Cuando aparece una narrativa que diputa una hegemonía, inmediatamente es demonizada, por lo general invirtiendo realidad y ficción a conveniencia. Si los estudiantes universitarios se encuentran embrutecidos por la propaganda corporativa y consumista, embrutecidos por la indiferencia hacia lo que llamamos “la cultura radical”, ¿qué esperar del resto de la población?
Este fenómeno pudo haber nacido en Estados Unidos, como muchos otros tics culturales, pero es fácilmente observable en otras regiones del mundo. Bastaría con mencionar un ejemplo: se acusa de gramscianos a los profesores de izquierda como si su objetivo fuese derrocar todo un sistema inoculando ideas en la juventud. De la misma forma, se acusa a los marxistas de “promover la lucha de clases”. Esto es el resultado de la falta de una cultura mínima y una abundancia de medios. Los influencers, resultados de esta fórmula (medios ricos, contenidos pobres) ahora devenidos en políticos, necesitan teléfonos de cinco cámaras para grabar su vacío interior.
Gramsci explicó la importancia de los medios en la consolidación de la ideología dominante. Es decir, lo que es. Lo que existe, en una sociedad capitalista (la creación de “sentido común” de la clase dominante). Antes, Marx explicó la dinámica del conflicto de clases (más materialista, menos gramsciano). Es decir, lo que es. Lo que existe, en una sociedad capitalista. La aceleración del proceso natural de las contradicciones capitalistas fue una idea de Lenin y del bolchevismo, luego adaptada por Ernesto Che Guevara al contexto de una larga tradición de muchas dictaduras militares y de algunas democracias bananeras en América Latina.

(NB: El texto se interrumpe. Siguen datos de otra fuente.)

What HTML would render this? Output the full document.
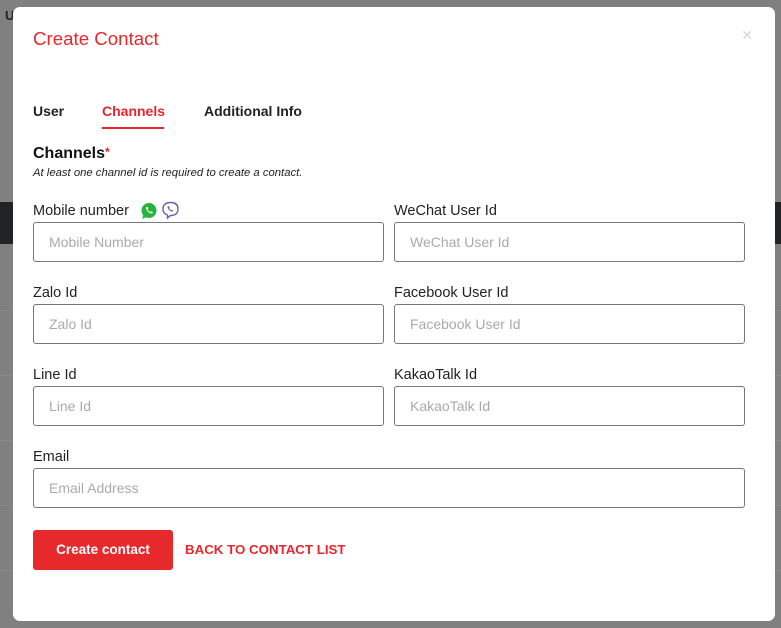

Recientemente, en una clase sobre los años 50 en América Central y el Caribe, noté que ninguno de mis estudiantes tenía alguna idea de qué es eso del marxismo. Me tomé quince minutos para ensayar una introducción básica sobre el materialismo dialéctico que explica diversos procesos históricos en Estados Unidos, el comunismo como etapa previa del anarquismo, etc.

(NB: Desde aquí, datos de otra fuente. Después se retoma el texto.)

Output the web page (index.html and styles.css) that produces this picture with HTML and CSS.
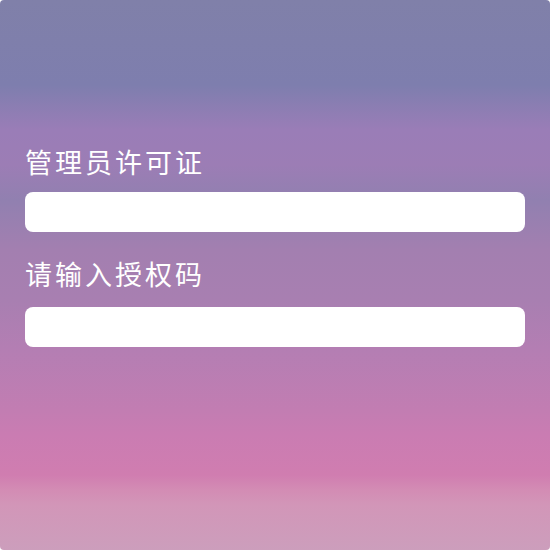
FILE: index.html
```
<!DOCTYPE html>
<html lang="zh-CN">
<head>
<meta charset="utf-8">
<title>管理员许可证</title>
<link rel="stylesheet" href="styles.css">
</head>
<body>
<div class="panel">
  <form class="form">
    <div class="field field-first">
      <label class="label" for="license">管理员许可证</label>
      <input class="input" id="license" type="text">
    </div>
    <div class="field field-second">
      <label class="label" for="code">请输入授权码</label>
      <input class="input" id="code" type="text">
    </div>
  </form>
</div>
</body>
</html>
```
FILE: styles.css
```
html, body {
  margin: 0;
  padding: 0;
  background: #ffffff;
}
.panel {
  width: 550px;
  height: 550px;
  box-sizing: border-box;
  border-radius: 4px;
  padding: 147px 25px 0 25px;
  background: linear-gradient(180deg,
    #8080a9 0px,
    #7e7eae 85px,
    #9a7db7 130px,
    #9c7db5 165px,
    #9180b0 200px,
    #a37fb0 250px,
    #a87fb1 300px,
    #b47eb3 350px,
    #c27db2 410px,
    #ca7cb2 435px,
    #d07db0 475px,
    #d38cb4 490px,
    #d296b8 505px,
    #cc9ebc 550px);
  font-family: "Noto Sans CJK SC", "Noto Sans", sans-serif;
}
.form {
  display: flex;
  flex-direction: column;
}
.field {
  display: flex;
  flex-direction: column;
}
.field-first .label {
  margin-bottom: 15px;
}
.field-second {
  margin-top: 27px;
}
.field-second .label {
  margin-bottom: 18px;
}
.label {
  color: #ffffff;
  font-size: 27px;
  line-height: 30px;
  height: 30px;
  letter-spacing: 3px;
  white-space: nowrap;
}
.input {
  display: block;
  width: 500px;
  height: 40px;
  box-sizing: border-box;
  border: none;
  border-radius: 8px;
  background: #ffffff;
  margin: 0;
  padding: 0 12px;
  outline: none;
}
```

Al terminar mi resumen noté que nadie se atrevía a preguntar más, como si hubiesen sido obligados a participar de una sesión con el demonio. Unos cuantos teléfonos me apuntaban. Nunca sabré qué uso le habrán dado, pero espero que hayan aprendido algo. Recordé lo que hace un par de años un general estadounidense (Mark Milley) dijo en el Congreso donde declaraba: “He leído a Mao Zedong. He leído a Karl Marx. He leído a Lenin. Eso no me hace comunista”. Recordé que una de las primeras aproximaciones que tuve del pensamiento marxista fue en la Facultad de Arquitectura de Uruguay. El profesor de economía, Claudio Williman, era un abogado experto en marxismo. No era marxista sino un político del Partido Blanco, el partido conservador de Uruguay. Ahora, gente así está demonizada, paradójicamente en lo que se llama democracia. En Estados Unidos hay que ir a alguna universidad especializada en estos temas para aprender sobre un clásico de la economía mundial.
A eso se ha reducido la educación: no pocos tienen miedo de leer algo que pueda hacerles temblar la fe. De ahí tantas prohibiciones de libros y de cursos de historia no oficial por parte de los libertarios. Aquellos que intentan ver el mundo desde un ángulo diferente son acusados de enemigos de la libertad.
Recientemente, la profesora Brooke Allen publicó en el WSJ un artículo sobre sus clases en una prisión. Luego de lamentarse por el nivel intelectual de la nueva generación de estudiantes universitarios, escribió: “[Los presos] contrastan con los estudiantes universitarios de hoy. Estos hombres leen cada tarea dos o tres veces antes de ir a clase y luego toman notas. Algunos de ellos han estado encarcelados durante 20 o 30 años y no han parado de estudiar (…) Una gran proporción de ellos son negros y latinos, y aunque no les gusten las ideas sobre la raza de David Hume o de Thomas Jefferson, quieren leer a esos autores de todos modos. Quieren participar de la conversación centenaria que ha producido nuestra civilización”.
Los prisioneros están afuera, en la prisión sin muros.